Well, there are many elements that go into that answer, and one of them is that Lenox sign. Sort of. That iconic Western Mass. company is just one of many manufacturers that have become clients of Royal, P.C., an employment-law firm. And over time, while representing many of them, Royal developed more than insight into that sector and much more than a passing interest in someday working within it.

Indeed, when she began a search for a small company to buy a few years ago, manufacturing morphed from one of several sectors being considered to the preferred sector.

“Because of the relationships I’ve had with manufacturers through my law firm, I felt that I had at least a basic understanding of workflow, operations … what it takes to run a manufacturing company,” she explained. “While I certainly explored a number of options, I really wanted to be in manufacturing.”
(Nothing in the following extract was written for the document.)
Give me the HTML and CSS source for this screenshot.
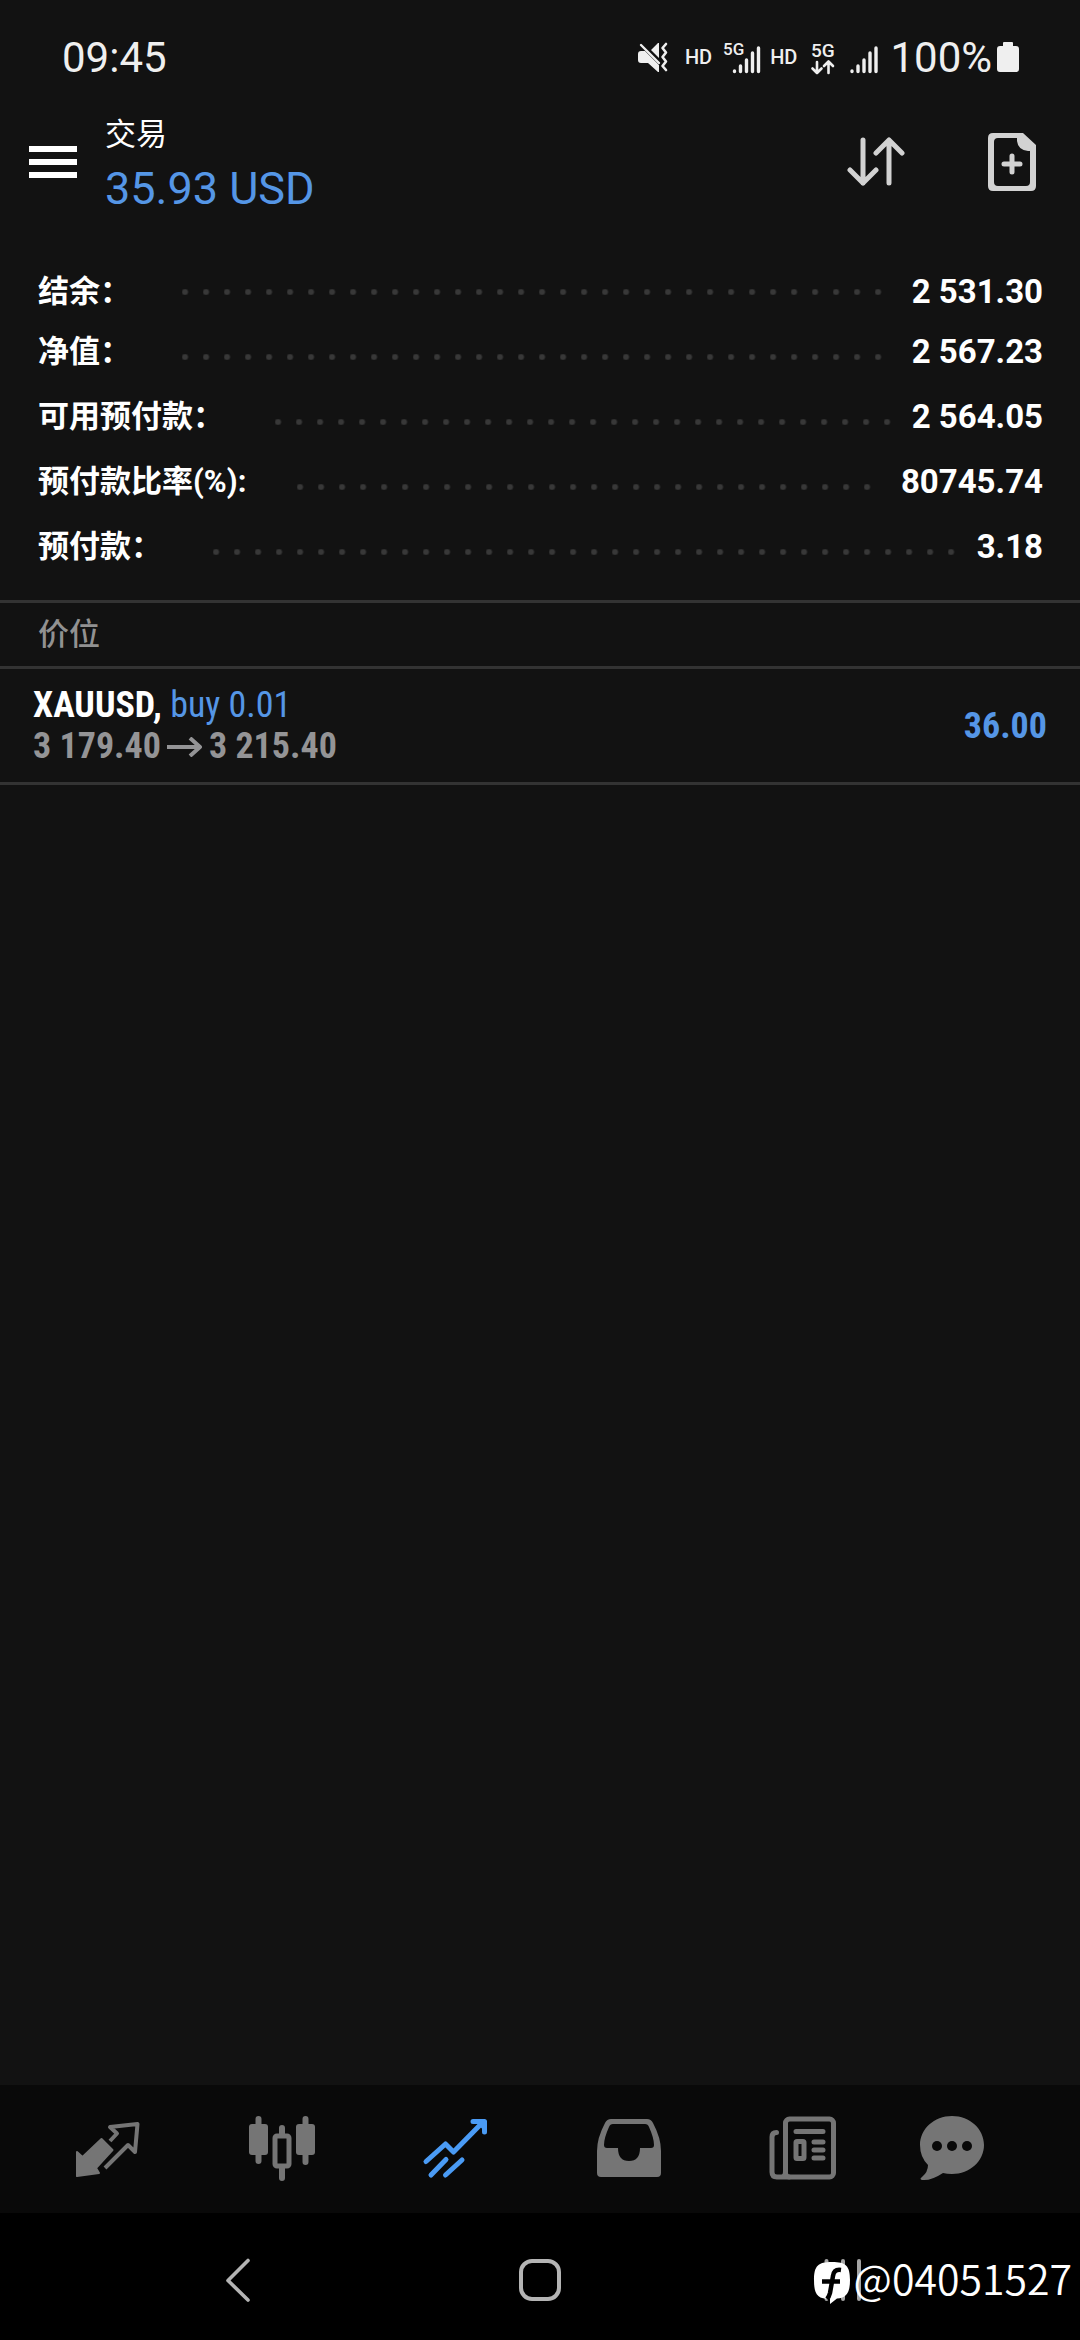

As she carried out her search, Royal told BusinessWest, the focus was on acquiring an established company, but one with considerable upside potential. And WSMD, as it’s called, certainly fits that description.

Launched in Holyoke in 1958, it has a diverse portfolio of products for commercial customers — diverse enough for Royal to make rebranding a top priority because the ‘MD’ in WSMD doesn’t really work anymore and hasn’t for a while now — and a lengthy list of clients as well.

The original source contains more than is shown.